Preferred Stock Repurchase and Support Agreement
Certain holders of AMPS have agreed to support the Transactions and have signed and become party to a Preferred Stock Repurchase and Support Agreement, dated as of June 22, 2018 (the “Preferred Stock Repurchase and Support Agreement”), by and among certain holders of AMPS party thereto (each, a “Supporting Holder” and together, the “Supporting Holders”), AFG and AAC. The Supporting Holders, who represent approximately 89% in liquidation preference of outstanding AMPS, have agreed under the Preferred Stock Repurchase and Support Agreement to vote in favor of the Transactions and have also committed to tender 80% of the aggregate liquidation preference of outstanding AMPS. AFG holds all of the common stock of AAC, which collectively with the AMPS held by the Supporting Holders, would be sufficient to establish a quorum at the Special Meeting and would also constitute the requisite votes cast at the Special Meeting even if all other holders of AMPS were to attend the Special Meeting and vote against the Transactions. If the Charter Amendment becomes operative, the amendments will be binding on all holders of AMPS regardless of whether such holder voted affirmatively or at all.
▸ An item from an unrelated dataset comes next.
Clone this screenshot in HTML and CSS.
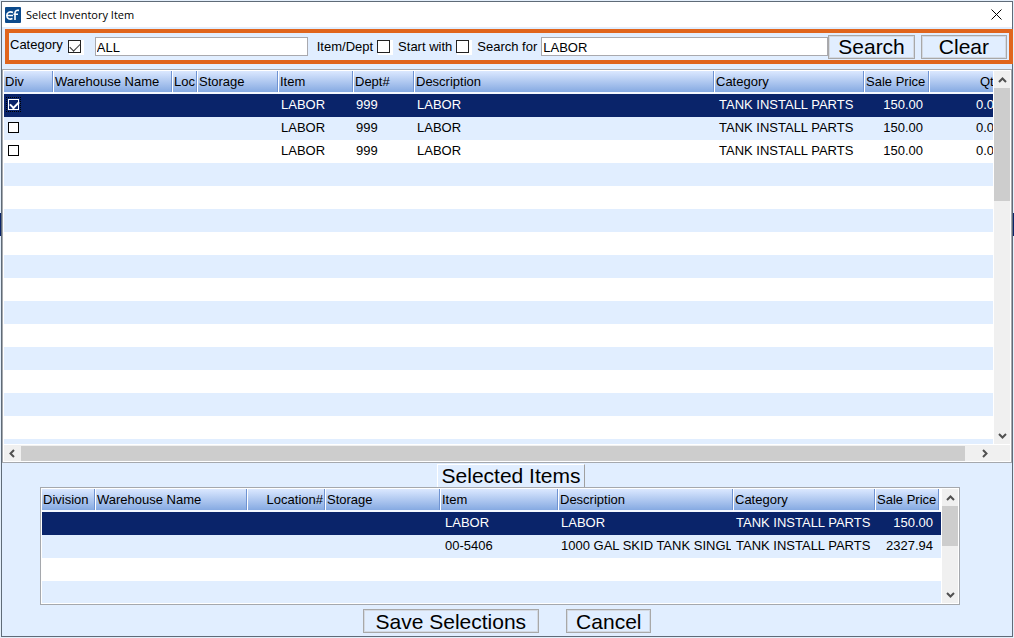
FILE: index.html
```html
<!DOCTYPE html>
<html lang="en">
<head>
    <meta charset="UTF-8">
    <meta name="viewport" content="width=device-width, initial-scale=1">
    <title>Select Inventory Item</title>
    <link rel="stylesheet" href="styles.css">
</head>
<body>

<div class="window">
    <header class="title-bar">
        <svg class="app-icon" viewBox="0 0 16 16" aria-hidden="true">
            <rect width="16" height="16" rx="1" fill="#0b4a8c"/>
            <path d="M8 5.4C4.500 4 1.800 5.800 1.800 8.600c0 3 2.900 4.200 5.700 3M2 8.500h6" fill="none" stroke="#fff" stroke-width="1.6"/>
            <path d="M10 13V6c0-2 1.200-3 4-2.600M8.500 7.200h4.500" fill="none" stroke="#fff" stroke-width="1.6"/>
        </svg>
        <h1>Select Inventory Item</h1>
        <button class="close-btn" type="button" aria-label="Close">
            <svg viewBox="0 0 11 11"><path d="M.5.5l10 10M10.500.5l-10 10" stroke="#000" fill="none"/></svg>
        </button>
    </header>

    <form class="search-bar">
        <label class="label-category" for="useCategory">Category</label>
        <input class="box-check" type="checkbox" id="useCategory" checked>
        <input class="text-box category-box" type="text" value="ALL" aria-label="Category value">
        <label for="itemDept">Item/Dept</label>
        <input class="box-check" type="checkbox" id="itemDept">
        <label for="startWith">Start with</label>
        <input class="box-check" type="checkbox" id="startWith">
        <label for="searchFor">Search for</label>
        <input class="text-box search-box" type="text" id="searchFor" value="LABOR">
        <button class="btn" type="button">Search</button>
        <button class="btn btn-clear" type="button">Clear</button>
    </form>

    <section class="grid inventory">
        <div class="grid-view">
            <table>
                <colgroup>
                    <col class="w-div"><col class="w-warehouse"><col class="w-loc"><col class="w-storage"><col class="w-item">
                    <col class="w-dept"><col><col class="w-category"><col class="w-price"><col class="w-qty">
                </colgroup>
                <thead>
                    <tr>
                        <th>Div</th><th>Warehouse Name</th><th>Loc</th><th>Storage</th><th>Item</th>
                        <th>Dept#</th><th>Description</th><th>Category</th><th>Sale Price</th><th class="qty">Qty</th>
                    </tr>
                </thead>
                <tbody>
                    <tr class="selected">
                        <td><input class="row-check" type="checkbox" aria-label="Select row 1" checked></td><td></td><td></td><td></td><td>LABOR</td>
                        <td>999</td><td>LABOR</td><td class="indent">TANK INSTALL PARTS</td><td class="price">150.00</td><td class="qty">0.00</td>
                    </tr>
                    <tr>
                        <td><input class="row-check" type="checkbox" aria-label="Select row 2"></td><td></td><td></td><td></td><td>LABOR</td>
                        <td>999</td><td>LABOR</td><td class="indent">TANK INSTALL PARTS</td><td class="price">150.00</td><td class="qty">0.00</td>
                    </tr>
                    <tr>
                        <td><input class="row-check" type="checkbox" aria-label="Select row 3"></td><td></td><td></td><td></td><td>LABOR</td>
                        <td>999</td><td>LABOR</td><td class="indent">TANK INSTALL PARTS</td><td class="price">150.00</td><td class="qty">0.00</td>
                    </tr>
                </tbody>
            </table>
        </div>
        <div class="scroll scroll-y">
            <svg class="arrow" viewBox="0 0 9 6"><path d="M1 5l3.500-3.500L8 5"/></svg>
            <div class="thumb"></div>
            <svg class="arrow arrow-end" viewBox="0 0 9 6"><path d="M1 1l3.500 3.500L8 1"/></svg>
        </div>
        <div class="scroll scroll-x">
            <svg class="arrow" viewBox="0 0 6 9"><path d="M5 1L1.500 4.500 5 8"/></svg>
            <div class="thumb"></div>
            <svg class="arrow" viewBox="0 0 6 9"><path d="M1 1l3.500 3.500L1 8"/></svg>
        </div>
    </section>

    <h2 class="tab-title">Selected Items</h2>

    <section class="grid chosen">
        <div class="grid-view">
            <table>
                <colgroup>
                    <col class="w-division"><col class="w-name"><col class="w-location"><col class="w-shelf"><col class="w-sku">
                    <col><col class="w-group"><col class="w-cost"><col class="w-rest">
                </colgroup>
                <thead>
                    <tr>
                        <th>Division</th><th>Warehouse Name</th><th class="right">Location#</th><th>Storage</th><th>Item</th>
                        <th>Description</th><th>Category</th><th>Sale Price</th><th></th>
                    </tr>
                </thead>
                <tbody>
                    <tr class="selected">
                        <td></td><td></td><td></td><td></td><td class="indent">LABOR</td>
                        <td>LABOR</td><td>TANK INSTALL PARTS</td><td class="price">150.00</td><td></td>
                    </tr>
                    <tr>
                        <td></td><td></td><td></td><td></td><td class="indent">00-5406</td>
                        <td><span class="clip">1000 GAL SKID TANK SINGLE</span></td><td>TANK INSTALL PARTS</td><td class="price">2327.94</td><td></td>
                    </tr>
                </tbody>
            </table>
        </div>
        <div class="scroll scroll-y">
            <svg class="arrow" viewBox="0 0 9 6"><path d="M1 5l3.500-3.500L8 5"/></svg>
            <div class="thumb"></div>
            <svg class="arrow arrow-end" viewBox="0 0 9 6"><path d="M1 1l3.500 3.500L8 1"/></svg>
        </div>
    </section>

    <footer class="actions">
        <button class="btn btn-save" type="button">Save Selections</button>
        <button class="btn" type="button">Cancel</button>
    </footer>
</div>

</body>
</html>
```

FILE: styles.css
```css
* {
    box-sizing: border-box;
}

body {
    margin: 0;
    padding: 1px;
    min-height: 100vh;
    display: flex;
    font-family: "Liberation Sans", Arial, sans-serif;
    font-size: 13px;
    color: #000;
    background: linear-gradient(#e4effb 213px, #0a246a 213px, #0a246a 236px, #e4effb 236px);
}

.window {
    flex: 1;
    min-width: 0;
    display: flex;
    flex-direction: column;
    border: 1px solid #5f6b78;
    background: #e1eeff;
}

/* title bar */
.title-bar {
    display: flex;
    align-items: center;
    height: 25px;
    padding: 0 10px 0 3px;
    background: #fff;
}

.app-icon {
    width: 16px;
    height: 16px;
}

.title-bar h1 {
    flex: 1;
    margin: 0 0 0 5px;
    font: 11px "Open Sans", sans-serif;
}

.close-btn {
    display: flex;
    padding: 0;
    border: 0;
    background: none;
}

.close-btn svg {
    width: 11px;
    height: 11px;
}

/* search bar */
.search-bar {
    display: flex;
    align-items: center;
    height: 35px;
    margin: 2px -1px 5px 3px;
    padding: 0 2px 0 1px;
    border: 4px solid #e0651d;
}

.search-bar label {
    white-space: nowrap;
    margin-right: 4px;
}

.search-bar .label-category {
    margin-right: 5px;
    padding-bottom: 4px;
}

.box-check {
    appearance: none;
    flex: none;
    width: 13px;
    height: 13px;
    margin: 0 8px 0 0;
    border: 1px solid #222;
    background: #fff;
    box-shadow: 2px 1px 0 1px #fff;
}

.box-check:checked {
    margin-right: 14px;
}

.box-check:checked::after {
    content: "";
    display: block;
    width: 9px;
    height: 5px;
    margin: 2px 1px;
    border: solid #333;
    border-width: 0 0 1px 1px;
    transform: rotate(-45deg);
}

.text-box {
    height: 19px;
    min-width: 0;
    padding: 2px 1px 0;
    border: 1px solid #a9a9ae;
    background: #fff;
    font: inherit;
    color: inherit;
}

.category-box {
    width: 213px;
    margin-right: 9px;
}

.search-box {
    flex: 1;
}

.btn {
    height: 24px;
    padding: 0 9px;
    border: 1px solid #a8a8a8;
    box-shadow: inset 0 0 0 1px #d3d9e2;
    background: #e1eeff;
    font: 21px/21px "Liberation Sans", Arial, sans-serif;
    color: #000;
}

.btn-clear {
    margin-left: 6px;
    padding: 0 17px;
}

/* grids */
.grid {
    display: grid;
    grid-template-columns: 1fr 17px;
    border: 1px solid #a5a8ad;
    padding: 1px;
    background: #fff;
}

.grid-view {
    overflow: hidden;
    /* empty rows keep the stripes going below the data */
    background: repeating-linear-gradient(#fff 0 23px, #e1eeff 23px 46px) 0 23px;
}

.grid table {
    width: 100%;
    table-layout: fixed;
    border-collapse: separate;
    border-spacing: 0;
}

.grid th,
.grid td {
    overflow: hidden;
    height: 23px;
    padding: 0 1px;
    line-height: 21px;
    white-space: nowrap;
    vertical-align: top;
    text-align: left;
    font-weight: normal;
}

.grid td {
    padding-left: 2px;
}

.grid th {
    border-right: 1px solid #fff;
    border-bottom: 2px solid #f4f8ff;
    background: linear-gradient(to left, #6f93d2 1px, transparent 1px), linear-gradient(#dbe8ff, #86aae2);
}

.grid .selected {
    background: #0a246a;
    color: #fff;
}

.grid .indent {
    padding-left: 4px;
}

.grid .price {
    padding-right: 7px;
    text-align: right;
}

.grid th.right {
    text-align: right;
    padding-right: 2px;
}

.grid .qty {
    padding-left: 46px;
}

.grid th.qty {
    padding-left: 50px;
}

.clip {
    display: block;
    overflow: hidden;
    margin-right: 2px;
}

.row-check {
    appearance: none;
    display: block;
    width: 11px;
    height: 11px;
    margin: 5px 0 0 2px;
    border: 1px solid #000;
    background: #fff;
}

.row-check:checked {
    border-color: #fff;
    background: #0a246a;
    outline: 1px dotted #000;
    outline-offset: 1px;
}

.row-check:checked::after {
    content: "";
    display: block;
    width: 7px;
    height: 4px;
    margin: 1px;
    border: solid #fff;
    border-width: 0 0 2px 2px;
    transform: rotate(-45deg);
}

/* scroll bars */
.scroll {
    display: flex;
    align-items: center;
    background: #f0f0f0;
}

.scroll .thumb {
    background: #cdcdcd;
}

.arrow {
    flex: none;
    fill: none;
    stroke: #505050;
    stroke-width: 2;
}

.scroll-y {
    flex-direction: column;
    margin-left: 1px;
}

.scroll-y .arrow {
    width: 9px;
    height: 6px;
    margin: 6px 0 5px;
}

.scroll-y .arrow-end {
    margin-top: auto;
}

.scroll-y .thumb {
    width: 100%;
}

.scroll-x {
    grid-column: 1 / 3;
    height: 17px;
    border-top: 1px solid #fff;
}

.scroll-x .arrow {
    width: 6px;
    height: 9px;
    margin: 0 6px 0 5px;
}

/* inventory list */
.inventory {
    flex: 1;
    grid-template-rows: 1fr auto;
    min-height: 200px;
}

.inventory table {
    width: calc(100% + 17px);
}

.inventory .thumb {
    height: 113px;
}

.inventory .scroll-x {
    padding-right: 16px;
}

.inventory .scroll-x .thumb {
    flex: 1;
    height: 15px;
    margin-right: 12px;
}

.w-div { width: 50px; }
.w-warehouse { width: 119px; }
.w-loc { width: 25px; }
.w-storage { width: 81px; }
.w-item { width: 75px; }
.w-dept { width: 61px; }
.w-category { width: 150px; }
.w-price { width: 65px; }
.w-qty { width: 80px; }

/* selected items */
.tab-title {
    align-self: center;
    height: 23px;
    margin: 1px 0 0 8px;
    padding: 0 4px;
    border: solid #fff;
    border-width: 1px 1px 0;
    border-right-color: #a0a0a0;
    font-size: 21px;
    font-weight: normal;
    line-height: 22px;
}

.chosen {
    height: 118px;
    margin: 0 52px 0 38px;
}

.chosen .thumb {
    height: 40px;
}

.w-division { width: 54px; }
.w-name { width: 152px; }
.w-location { width: 78px; }
.w-shelf { width: 115px; }
.w-sku { width: 118px; }
.w-group { width: 142px; }
.w-cost { width: 64px; }
.w-rest { width: 1px; }

.actions {
    display: flex;
    justify-content: center;
    gap: 27px;
    padding: 4px 0 3px;
}

.btn-save {
    padding: 0 12px;
}
```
Conditions to the Exchange Offer and Proxy Solicitation
The consummation of the Exchange Offer and Proxy Solicitation are subject to a number of conditions, including an aggregate of 80% participation by liquidation preference outstanding from holders of AMPS, the affirmative vote of holders of at least two-thirds in aggregate liquidation preference of AMPS in favor of the Transactions at the Special Meeting, receipt of a satisfactory tax opinion and receipt of approval of the Wisconsin Office of the Commissioner of Insurance pursuant to applicable law and operative documents. There can be no assurance that the conditions will be satisfied or waived.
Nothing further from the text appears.